1000 Albums Project

ALBUM 288

Since My House Burned Down I Now Own A Better View Of The Rising Moon, by 1997
Suggested by Rob Wagner

It may surprise you, but Since My House Burned Down I Now Own A Better View Of The Rising Moon is the longest album title in the project to date.

It’s not, however, the longest album title on the Masterlist. That honour falls to the unrandomized This May Be The Reason Why The Men That Will Not Be Blamed For Nothing Cannot Be Killed By Conventional Weapons, by The Men That Will Not Be Blamed For Nothing. I’m looking forward to that album, as it means I can likely regurgitate a chunk of this intro when it arrives.

While the title Since My House Burned Down I Now Own A Better View Of The Rising Moon takes the award for overindulgence, for the time being at least, the band name 1997 places highly in the mirror category. There’s plenty of competition here, such as Nice, Sia, 2NE1, Air, AFI, even ABBA, but 1997 have the distinction of being the only band on the list whose name is entirely numeric. Sure, +44 run them close, but that pesky plus-sign gives them away.

Of course, what I mean by all this is that I know nothing about either 1997 or Since My Hou… this album.

I often base my initial expectations of an unknown work on the track record of the suggester’s past choices. So with this, I expected mathy prog rock, maybe pop-punk, with a side dose of impenetrably clever drumming. Bizarrely, I was right. About all of it.

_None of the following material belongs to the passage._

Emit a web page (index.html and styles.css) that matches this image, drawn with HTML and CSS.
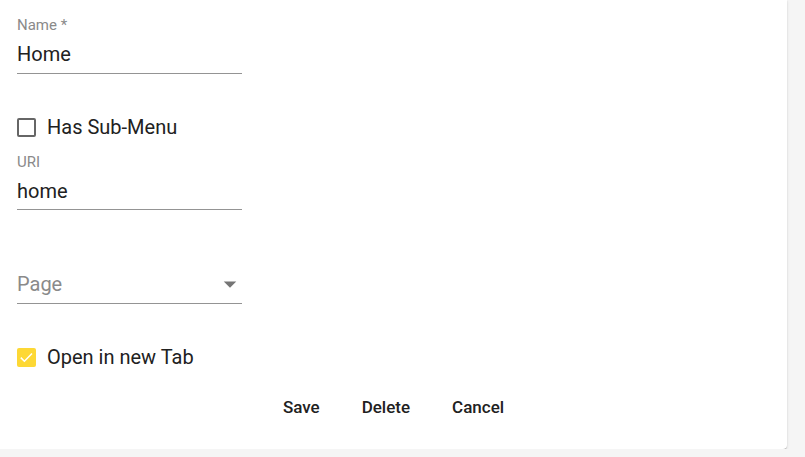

It transpires that 1997 were an American pop-rock band, and Since My House Burned Down I Now Own A Better View Of The Rising Moon was their debut. The title is a haiku by 17th-Century Japanese poet Mizuta Masahide, something which pleases me greatly even if I didn’t spot it initially because it wasn’t laid out as one would expect.

Indeed, there’s a feeling of the unexpected with this album from the very start, with the transfixing Water’s Edge. Here we have a grinding punk guitar that soon sweetens with, I think, a Glockenspiel, and some rather military processional drums. But it’s the vocals that truly shine, undertaken by a duelling male and female lead who both have vibrant and youthful passion and skill. I’d suggest that Kerri Leah Mack just edges it, but both put in a proper shift.

Water’s Edge, I think remains my standout track, but there are plenty more songs to love. Garden of Evil is a whimsical and forthright pop-punk offering, The Roads You Can Take channels Bob Dylan well, Lovelikepoetry veers towards emo screamo territory in places and has some excellent staccato drumming, and Droppin’ Dimes is a dreamy swirling pop number with an excellent build through the chorus. While pop-punk is the biggest hat worn on this album, there are tangible hints of more purring under the bonnet. The guitar sounds and intricacies are definitely modern prog in places, and the drums offer up a lot more than your usual McFlys or Busteds or Green Days.

I was impressed with this album. If I had to pick fault, I’d say the lyrics swerve sharply into Emo territory at the first turn, and dwell in this gravel to the end. However, having both male and female perspectives in the vocal stops the whining coming over as entitlement, so I’m fine with it.

Since My House Burned Down I Now Own A Better View Of The Rising Moon gets 8/10. I would heartily recommend it to devotees of the pop-punk parade.